__Job__:
Copy out the data below as written; omit any images.
### Dataset excerpt
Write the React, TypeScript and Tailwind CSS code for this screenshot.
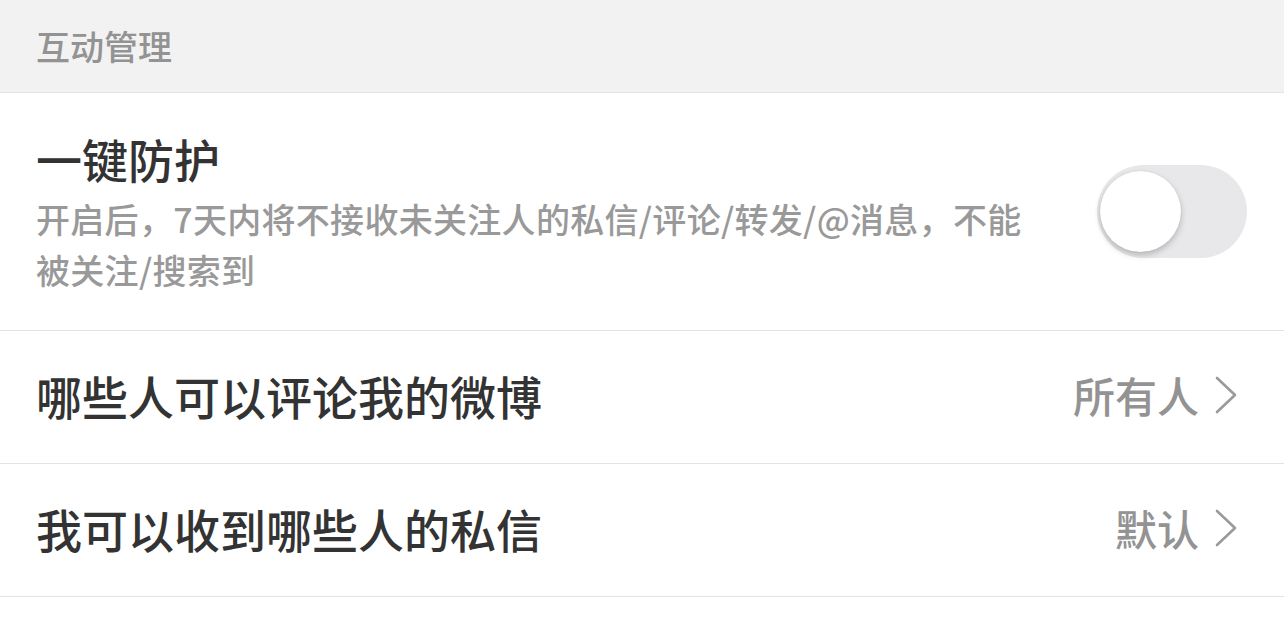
import React from "react";

const font = { fontFamily: '"Noto Sans CJK SC", "Noto Sans", sans-serif' };

function Chevron() {
  return (
    <svg width="24" height="38" viewBox="0 0 24 38" className="shrink-0">
      <path d="M3 2 L21 19 L3 36" fill="none" stroke="#9a9a9a" strokeWidth="2.6" strokeLinecap="round" strokeLinejoin="round" />
    </svg>
  );
}

function NavRow({ title, value }: { title: string; value: string }) {
  return (
    <div className="flex h-[133px] items-center justify-between border-b border-[#e3e3e3] pb-[4px] pl-[36px] pr-[46px]">
      <span className="text-[46px] font-medium leading-none text-[#333333]">{title}</span>
      <div className="flex items-center gap-[15px]">
        <span className="text-[42px] font-medium leading-none text-[#939393]">{value}</span>
        <Chevron />
      </div>
    </div>
  );
}

export default function App() {
  return (
    <div className="min-h-[624px] w-full bg-white" style={font}>
      <div className="flex h-[93px] items-center border-b border-[#e3e3e3] bg-[#f2f2f2] pl-[36px]">
        <span className="text-[34px] font-medium leading-none text-[#939393]">互动管理</span>
      </div>
      <div className="flex h-[238px] items-center justify-between border-b border-[#e3e3e3] pl-[36px] pr-[37px]">
        <div className="flex flex-col">
          <span className="text-[46px] font-medium leading-[60px] text-[#333333]">一键防护</span>
          <div className="mt-[5px] text-[34px] font-medium leading-[51px] tracking-[0.3px] text-[#999999]">
            <div className="whitespace-nowrap">开启后，7天内将不接收未关注人的私信/评论/转发/@消息，不能</div>
            <div className="whitespace-nowrap">被关注/搜索到</div>
          </div>
        </div>
        <div className="relative h-[93px] w-[150px] shrink-0 rounded-full bg-[#e8e8ea]">
          <div className="absolute left-[3px] top-[6px] h-[81px] w-[81px] rounded-full bg-white shadow-[0_3px_6px_rgba(0,0,0,0.22),0_0_1px_rgba(0,0,0,0.15)]" />
        </div>
      </div>
      <NavRow title="哪些人可以评论我的微博" value="所有人" />
      <NavRow title="我可以收到哪些人的私信" value="默认" />
    </div>
  );
}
######
__Complete response__:
Write the React, TypeScript and Tailwind CSS code for this screenshot.
import React from "react";

const font = { fontFamily: '"Noto Sans CJK SC", "Noto Sans", sans-serif' };

function Chevron() {
  return (
    <svg width="24" height="38" viewBox="0 0 24 38" className="shrink-0">
      <path d="M3 2 L21 19 L3 36" fill="none" stroke="#9a9a9a" strokeWidth="2.6" strokeLinecap="round" strokeLinejoin="round" />
    </svg>
  );
}

function NavRow({ title, value }: { title: string; value: string }) {
  return (
    <div className="flex h-[133px] items-center justify-between border-b border-[#e3e3e3] pb-[4px] pl-[36px] pr-[46px]">
      <span className="text-[46px] font-medium leading-none text-[#333333]">{title}</span>
      <div className="flex items-center gap-[15px]">
        <span className="text-[42px] font-medium leading-none text-[#939393]">{value}</span>
        <Chevron />
      </div>
    </div>
  );
}

export default function App() {
  return (
    <div className="min-h-[624px] w-full bg-white" style={font}>
      <div className="flex h-[93px] items-center border-b border-[#e3e3e3] bg-[#f2f2f2] pl-[36px]">
        <span className="text-[34px] font-medium leading-none text-[#939393]">互动管理</span>
      </div>
      <div className="flex h-[238px] items-center justify-between border-b border-[#e3e3e3] pl-[36px] pr-[37px]">
        <div className="flex flex-col">
          <span className="text-[46px] font-medium leading-[60px] text-[#333333]">一键防护</span>
          <div className="mt-[5px] text-[34px] font-medium leading-[51px] tracking-[0.3px] text-[#999999]">
            <div className="whitespace-nowrap">开启后，7天内将不接收未关注人的私信/评论/转发/@消息，不能</div>
            <div className="whitespace-nowrap">被关注/搜索到</div>
          </div>
        </div>
        <div className="relative h-[93px] w-[150px] shrink-0 rounded-full bg-[#e8e8ea]">
          <div className="absolute left-[3px] top-[6px] h-[81px] w-[81px] rounded-full bg-white shadow-[0_3px_6px_rgba(0,0,0,0.22),0_0_1px_rgba(0,0,0,0.15)]" />
        </div>
      </div>
      <NavRow title="哪些人可以评论我的微博" value="所有人" />
      <NavRow title="我可以收到哪些人的私信" value="默认" />
    </div>
  );
}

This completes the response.